Paprika is less about budget visibility than AnyList or Money Vault. It gives you the meal system, not the receipt review. But for users who care more about recipe organization and offline access, it remains one of the best options.
What's great
- Offline access to recipes and meal plans
- Smart grocery lists that combine ingredients by aisle
- Family sharing and cloud sync
- Good for recipe-heavy households
- One-time app pricing on iPhone and Mac versions
What's not
- No receipt capture
- No grocery running total
- Better for recipes than food budget review
Price: $4.99 on iPhone, $29.99 on Mac · Platform: iPhone, iPad, Mac, Android, Windows
Side-by-Side Comparison
| Feature | Money Vault | AnyList | Plan to Eat | Mealime | Paprika |
|---|---|---|---|---|---|
| Planned vs actual spend | Yes | Partial | Planning only | Planning only | Planning only |
| Receipt support | Yes | No | No | No | No |
| Item prices / running total | No | Yes | No | No | No |
| Meal planner | No | Yes | Yes | Yes | Yes |
| Recipe import / clipper | No | Yes | Yes | Yes | Yes |
| Family sharing | No | Yes | Yes | Workaround | Yes |
| Offline use | Yes | Partial | Web-first | Partial | Yes |
Plan to Eat, Mealime, and Paprika are strongest when you decide the week before you shop. AnyList fits here if you want the recipe and list connected.
AnyList is the most useful if you want item prices and a running total. Mealime and Plan to Eat are best if you want the list generated from recipes.
Money Vault is the cleanest place to capture the real total and compare it with the plan. That is where the budget gets honest.
Practical Tips for Better Food Budgets
These are small habits, but they matter more than another app icon on your phone.
- Set the food budget before picking recipes. If you choose meals first, the budget becomes decorative. Pick the number first, then let the plan fit it.

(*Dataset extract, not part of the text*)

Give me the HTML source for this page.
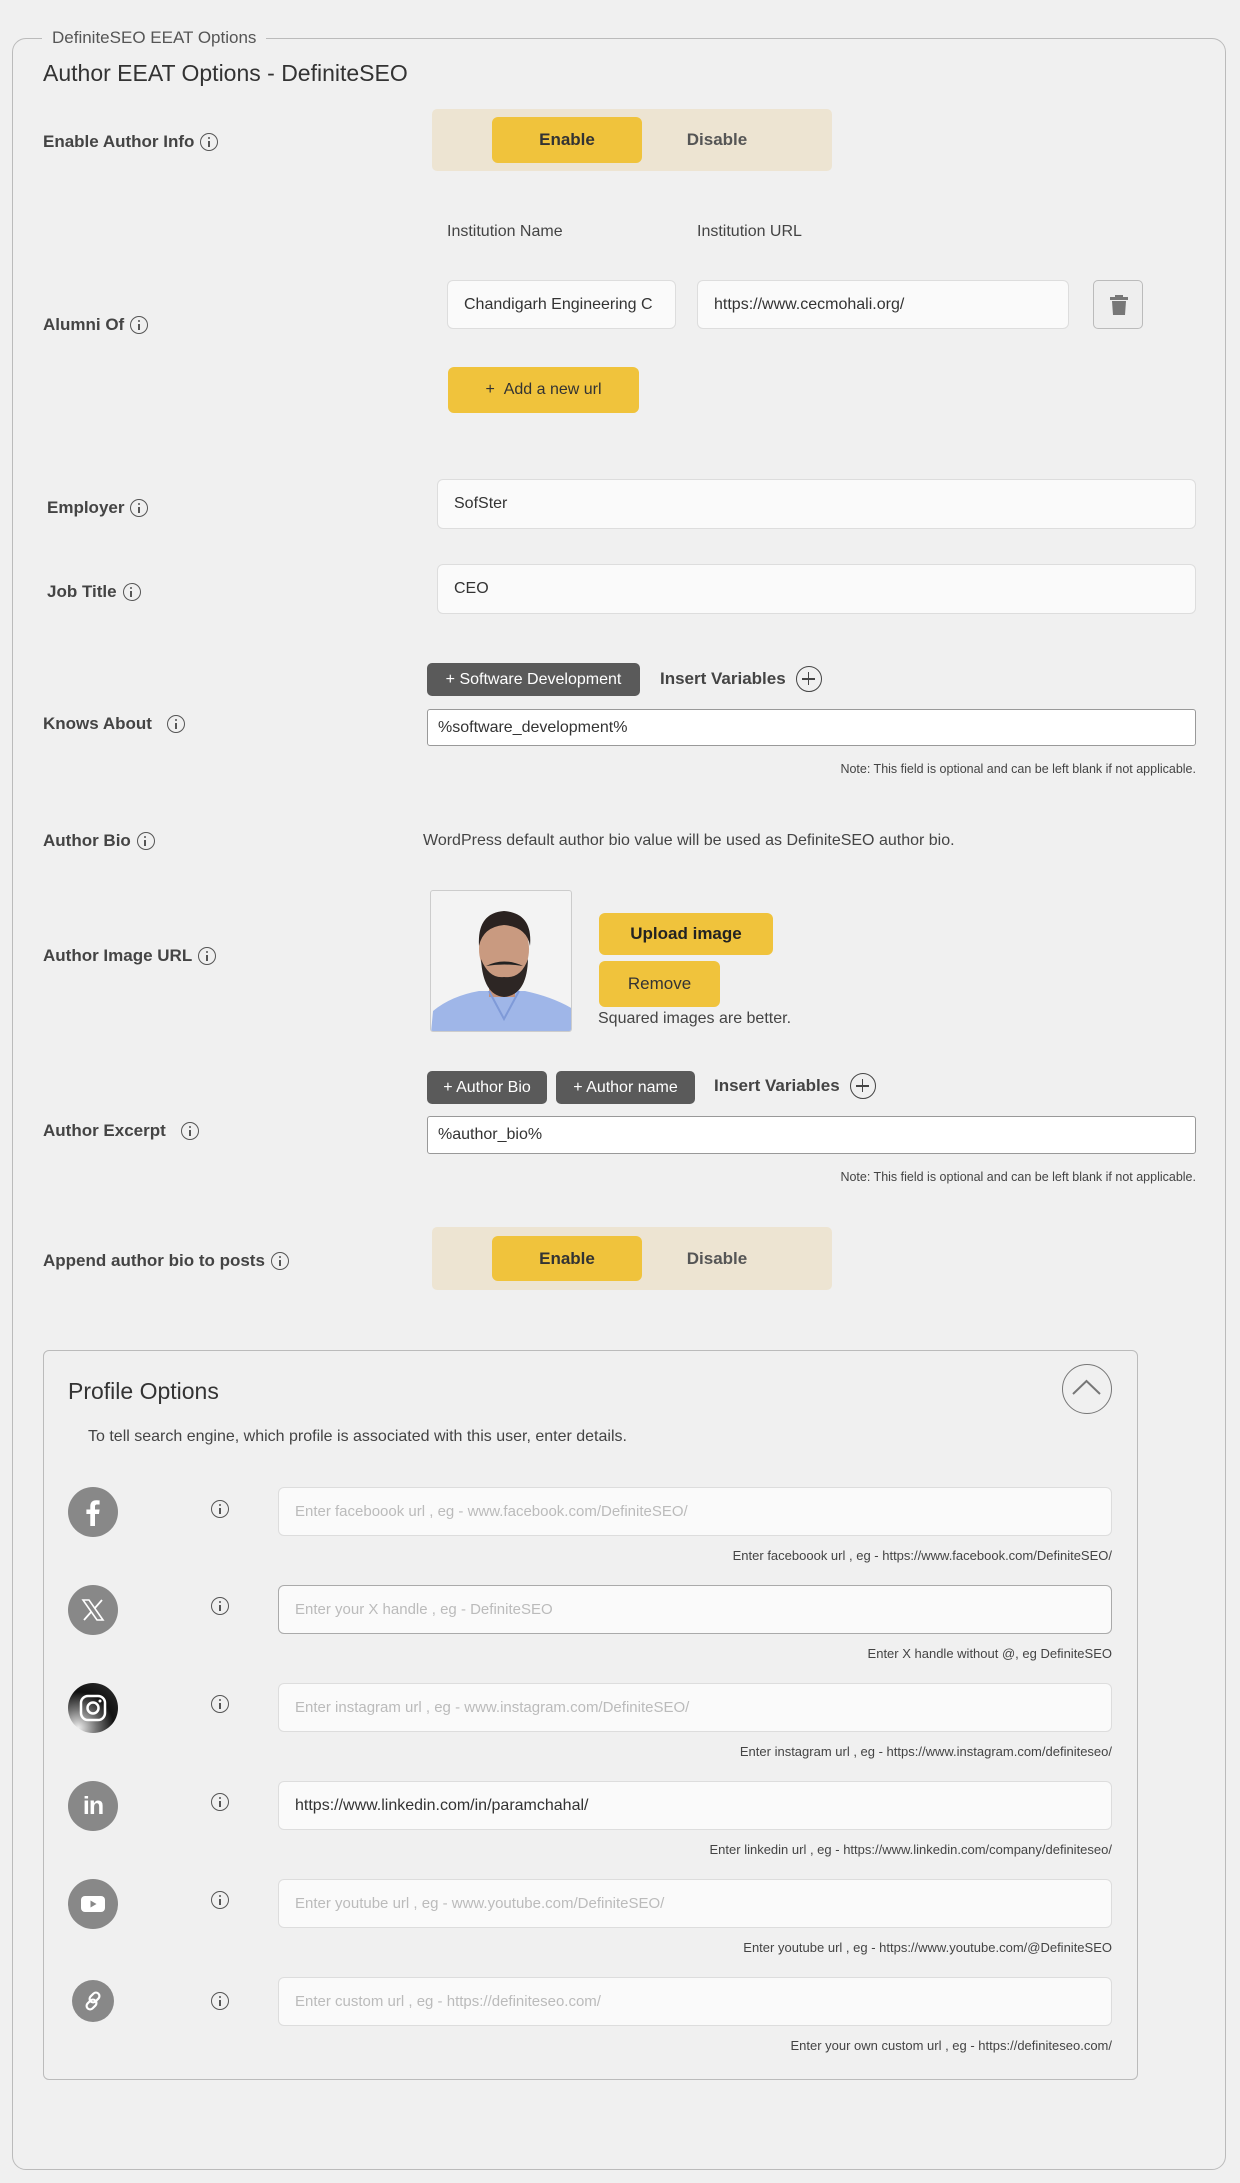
<!DOCTYPE html>
<html><head><meta charset="utf-8"><style>
*{box-sizing:border-box;margin:0;padding:0}
body{width:1240px;height:2183px;background:#f0f0f0;font-family:"Liberation Sans",sans-serif;color:#3c3c3c;position:relative;overflow:hidden}
.a{position:absolute}
.lbl{position:absolute;font-size:17px;font-weight:bold;color:#444;display:flex;align-items:center;gap:6px;transform:translateY(-50%)}
.ic{display:inline-block;width:18px;height:18px;border:1.6px solid #555;border-radius:50%;position:relative}
.ic:before{content:"";position:absolute;left:6.6px;top:3px;width:2px;height:2px;background:#555;border-radius:1px}
.ic:after{content:"";position:absolute;left:6.6px;top:6.5px;width:2px;height:6px;background:#555}
.inp{position:absolute;background:#fafafa;border:1px solid #ddd;border-radius:6px;font-size:16px;color:#333;padding-left:16px;display:flex;align-items:center;white-space:nowrap;overflow:hidden}
.ph{color:#bbb;font-size:15px}
.tog{position:absolute;background:#ede4d2;border-radius:5px}
.btn{position:absolute;background:#f0c33c;border-radius:6px;display:flex;align-items:center;justify-content:center;font-size:17px;color:#333}
.tag{position:absolute;background:#5a5a5a;color:#fff;border-radius:5px;font-size:16px;display:flex;align-items:center;justify-content:center}
.note{position:absolute;right:44px;font-size:12.5px;color:#444}
.pl{position:absolute;width:26px;height:26px;border:1.6px solid #444;border-radius:50%}
.pl:before{content:"";position:absolute;left:5px;top:11px;width:13px;height:1.6px;background:#444}
.pl:after{content:"";position:absolute;left:10.7px;top:5px;width:1.6px;height:13px;background:#444}
.si{position:absolute;left:68px;width:50px;height:50px;border-radius:50%;background:#888;display:flex;align-items:center;justify-content:center}
.ii{position:absolute;left:211px}
.help{position:absolute;right:128px;font-size:13px;color:#444}
</style></head><body>
<div class="a" style="left:12px;top:38px;width:1214px;height:2132px;border:1.5px solid #bbb;border-radius:14px"></div>
<div class="a" style="left:42px;top:27px;padding:0 10px;background:#f0f0f0;font-size:17px;color:#555;line-height:22px">DefiniteSEO EEAT Options</div>
<div class="a" style="left:43px;top:60px;font-size:23px;color:#333">Author EEAT Options - DefiniteSEO</div>

<div class="lbl" style="left:43px;top:142px">Enable Author Info <span class="ic"></span></div>
<div class="tog" style="left:432px;top:109px;width:400px;height:62px"></div>
<div class="btn" style="left:492px;top:117px;width:150px;height:46px;font-weight:bold">Enable</div>
<div class="a" style="left:642px;top:117px;width:150px;height:46px;display:flex;align-items:center;justify-content:center;font-weight:bold;font-size:17px;color:#555">Disable</div>

<div class="a" style="left:447px;top:223px;font-size:16px;color:#444">Institution Name</div>
<div class="a" style="left:697px;top:223px;font-size:16px;color:#444">Institution URL</div>
<div class="lbl" style="left:43px;top:325px">Alumni Of <span class="ic"></span></div>
<div class="inp" style="left:447px;top:280px;width:229px;height:49px">Chandigarh Engineering C</div>
<div class="inp" style="left:697px;top:280px;width:372px;height:49px">https://www.cecmohali.org/</div>
<div class="a" style="left:1093px;top:280px;width:50px;height:49px;border:1.5px solid #bbb;border-radius:5px;background:#eee">
<svg width="50" height="49" viewBox="0 0 50 49"><rect x="16" y="16" width="18" height="3" fill="#777"/><rect x="21" y="14" width="8" height="3" fill="#777"/><path d="M18 20h14l-1 14h-12z" fill="#777"/></svg></div>
<div class="btn" style="left:448px;top:367px;width:191px;height:46px;font-size:16px">+&nbsp;&nbsp;Add a new url</div>

<div class="lbl" style="left:47px;top:508px">Employer <span class="ic"></span></div>
<div class="inp" style="left:437px;top:479px;width:759px;height:50px">SofSter</div>
<div class="lbl" style="left:47px;top:592px">Job Title <span class="ic"></span></div>
<div class="inp" style="left:437px;top:564px;width:759px;height:50px">CEO</div>

<div class="tag" style="left:427px;top:663px;width:213px;height:33px">+ Software Development</div>
<div class="a" style="left:660px;top:669px;font-size:17px;font-weight:bold;color:#444">Insert Variables</div>
<div class="pl" style="left:796px;top:666px"></div>
<div class="lbl" style="left:43px;top:724px">Knows About &nbsp;<span class="ic"></span></div>
<div class="inp" style="left:427px;top:709px;width:769px;height:37px;background:#fff;border-color:#999;border-radius:3px;padding-left:10px">%software_development%</div>
<div class="note" style="top:762px">Note: This field is optional and can be left blank if not applicable.</div>

<div class="lbl" style="left:43px;top:841px">Author Bio <span class="ic"></span></div>
<div class="a" style="left:423px;top:832px;font-size:16px;color:#444">WordPress default author bio value will be used as DefiniteSEO author bio.</div>

<div class="lbl" style="left:43px;top:956px">Author Image URL <span class="ic"></span></div>
<div class="a" style="left:430px;top:890px;width:142px;height:142px;border:1px solid #ccc;border-radius:3px;background:#f3f3f3;overflow:hidden">
<svg width="142" height="142" viewBox="0 0 142 142"><path d="M0 142 L2 120 Q20 105 48 100 L94 100 Q122 106 142 118 L142 142Z" fill="#9fb6e8"/><rect x="58" y="88" width="26" height="18" fill="#c49178"/><ellipse cx="73" cy="58" rx="25" ry="33" fill="#c99a80"/><path d="M48 55 Q46 22 73 20 Q102 22 99 55 Q96 36 73 34 Q52 36 48 55Z" fill="#2a2220"/><path d="M50 68 Q52 104 73 106 Q96 104 97 68 Q90 88 73 86 Q58 88 50 68Z" fill="#2d2624"/><path d="M55 75 Q73 66 92 75 Q73 72 55 75Z" fill="#222"/><path d="M58 100 L73 128 L88 100" fill="none" stroke="#7f9ad8" stroke-width="2"/></svg></div>
<div class="btn" style="left:599px;top:913px;width:174px;height:42px;font-weight:bold;color:#222">Upload image</div>
<div class="btn" style="left:599px;top:961px;width:121px;height:46px">Remove</div>
<div class="a" style="left:598px;top:1010px;font-size:16px;color:#444">Squared images are better.</div>

<div class="tag" style="left:427px;top:1071px;width:120px;height:33px">+ Author Bio</div>
<div class="tag" style="left:556px;top:1071px;width:139px;height:33px">+ Author name</div>
<div class="a" style="left:714px;top:1076px;font-size:17px;font-weight:bold;color:#444">Insert Variables</div>
<div class="pl" style="left:850px;top:1073px"></div>
<div class="lbl" style="left:43px;top:1131px">Author Excerpt &nbsp;<span class="ic"></span></div>
<div class="inp" style="left:427px;top:1116px;width:769px;height:38px;background:#fff;border-color:#999;border-radius:3px;padding-left:10px">%author_bio%</div>
<div class="note" style="top:1170px">Note: This field is optional and can be left blank if not applicable.</div>

<div class="lbl" style="left:43px;top:1261px">Append author bio to posts <span class="ic"></span></div>
<div class="tog" style="left:432px;top:1227px;width:400px;height:63px"></div>
<div class="btn" style="left:492px;top:1236px;width:150px;height:45px;font-weight:bold">Enable</div>
<div class="a" style="left:642px;top:1236px;width:150px;height:45px;display:flex;align-items:center;justify-content:center;font-weight:bold;font-size:17px;color:#555">Disable</div>

<div class="a" style="left:43px;top:1350px;width:1095px;height:730px;border:1.5px solid #bbb;border-radius:6px"></div>
<div class="a" style="left:68px;top:1378px;font-size:23px;color:#333">Profile Options</div>
<div class="a" style="left:1062px;top:1364px;width:50px;height:50px;border:1.5px solid #777;border-radius:50%">
<svg width="47" height="47" viewBox="0 0 47 47"><path d="M10 29 L23.5 16 L37 29" fill="none" stroke="#777" stroke-width="2"/></svg></div>
<div class="a" style="left:88px;top:1428px;font-size:16px;color:#444">To tell search engine, which profile is associated with this user, enter details.</div>

<div class="si" style="top:1487px"><svg width="30" height="30" viewBox="0 0 30 30"><path d="M17 29V17h4l.6-4.5H17V9.7c0-1.3.4-2.2 2.2-2.2h2.4V3.4c-.4 0-1.8-.2-3.5-.2-3.5 0-5.8 2.100-5.8 6v3.300H8.4V17h3.900v12z" fill="#fff"/></svg></div>
<div class="ic ii" style="top:1500px"></div>
<div class="inp" style="left:278px;top:1487px;width:834px;height:49px"><span class="ph">Enter faceboook url , eg - www.facebook.com/DefiniteSEO/</span></div>
<div class="help" style="top:1548px">Enter faceboook url , eg - https://www.facebook.com/DefiniteSEO/</div>

<div class="si" style="top:1585px"><svg width="30" height="30" viewBox="0 0 30 30"><path d="M5 5h6l14 20h-6z" fill="none" stroke="#fff" stroke-width="1.6"/><path d="M24 5L16.500 13.500M6 25l7.500-8.500" stroke="#fff" stroke-width="1.8"/></svg></div>
<div class="ic ii" style="top:1597px"></div>
<div class="inp" style="left:278px;top:1585px;width:834px;height:49px;border-color:#aaa"><span class="ph">Enter your X handle , eg - DefiniteSEO</span></div>
<div class="help" style="top:1646px">Enter X handle without @, eg DefiniteSEO</div>

<div class="si" style="top:1683px;background:radial-gradient(circle at 20% 90%,#eee 0,#777 30%,#111 60%,#333 100%)"><svg width="34" height="34" viewBox="0 0 34 34"><rect x="5" y="5" width="24" height="24" rx="7" fill="none" stroke="#fff" stroke-width="2.5"/><circle cx="17" cy="17" r="5.5" fill="none" stroke="#fff" stroke-width="2.5"/><circle cx="24" cy="10" r="1.5" fill="#fff"/></svg></div>
<div class="ic ii" style="top:1695px"></div>
<div class="inp" style="left:278px;top:1683px;width:834px;height:49px"><span class="ph">Enter instagram url , eg - www.instagram.com/DefiniteSEO/</span></div>
<div class="help" style="top:1744px">Enter instagram url , eg - https://www.instagram.com/definiteseo/</div>

<div class="si" style="top:1781px;font-weight:bold;color:#fff;font-size:25px;letter-spacing:-1px">in</div>
<div class="ic ii" style="top:1793px"></div>
<div class="inp" style="left:278px;top:1781px;width:834px;height:49px">https://www.linkedin.com/in/paramchahal/</div>
<div class="help" style="top:1842px">Enter linkedin url , eg - https://www.linkedin.com/company/definiteseo/</div>

<div class="si" style="top:1879px"><svg width="34" height="34" viewBox="0 0 34 34"><rect x="5" y="9" width="24" height="16" rx="4" fill="#fff"/><path d="M14.500 13.500v7l6-3.500z" fill="#888"/></svg></div>
<div class="ic ii" style="top:1891px"></div>
<div class="inp" style="left:278px;top:1879px;width:834px;height:49px"><span class="ph">Enter youtube url , eg - www.youtube.com/DefiniteSEO/</span></div>
<div class="help" style="top:1940px">Enter youtube url , eg - https://www.youtube.com/@DefiniteSEO</div>

<div class="si" style="top:1980px;left:72px;width:42px;height:42px"><svg width="26" height="26" viewBox="0 0 26 26"><g fill="none" stroke="#fff" stroke-width="2.2"><rect x="11" y="4" width="7" height="11" rx="3.500" transform="rotate(45 14.500 9.500)"/><rect x="8" y="11" width="7" height="11" rx="3.500" transform="rotate(45 11.500 16.500)"/></g></svg></div>
<div class="ic ii" style="top:1992px"></div>
<div class="inp" style="left:278px;top:1977px;width:834px;height:49px"><span class="ph">Enter custom url , eg - https://definiteseo.com/</span></div>
<div class="help" style="top:2038px">Enter your own custom url , eg - https://definiteseo.com/</div>
</body></html>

- Use one list per week. Household shopping gets messy when half the items live in one app and half in another. Keep the flow simple.
- Track the receipt, not just the list. A grocery list shows intent. The receipt shows reality. You need both if you want to know what food actually costs.
- Tag expensive items immediately. Meat, snacks, drinks, and convenience items can drift the budget more than the core ingredients do. Mark them now, not later.
- Share the plan with the shopper. If one person plans and another buys, the grocery list should be obvious. AnyList, Plan to Eat, Mealime, and Paprika all help here in different ways.
- Review one week of actual spend against the plan. The first comparison tells you more than a month of guesses. Adjust the next list from there.
See what the groceries actually cost
Money Vault keeps the receipt and the spending history together so the budget stays visible.
Final Verdict
Depends on the job.
- Need to see planned vs actual food spend? Money Vault. It is the best fit when the real question is what the grocery trip actually cost.
- Need grocery prices and a live running total? AnyList. It is the best grocery-list budget app in the group.
- Need a budget-aware meal planner? Plan to Eat. It is stronger on the plan itself than on the receipt review.
- Need fast family meal planning? Mealime. It keeps the weekly routine simple.
- Need offline recipe organization? Paprika. It is the best recipe-first option with local storage.
If your main concern is food-budget visibility, Money Vault should be the first app you try. If your main concern is recipes and shopping lists, the meal-planning apps above are stronger, and that is the honest tradeoff.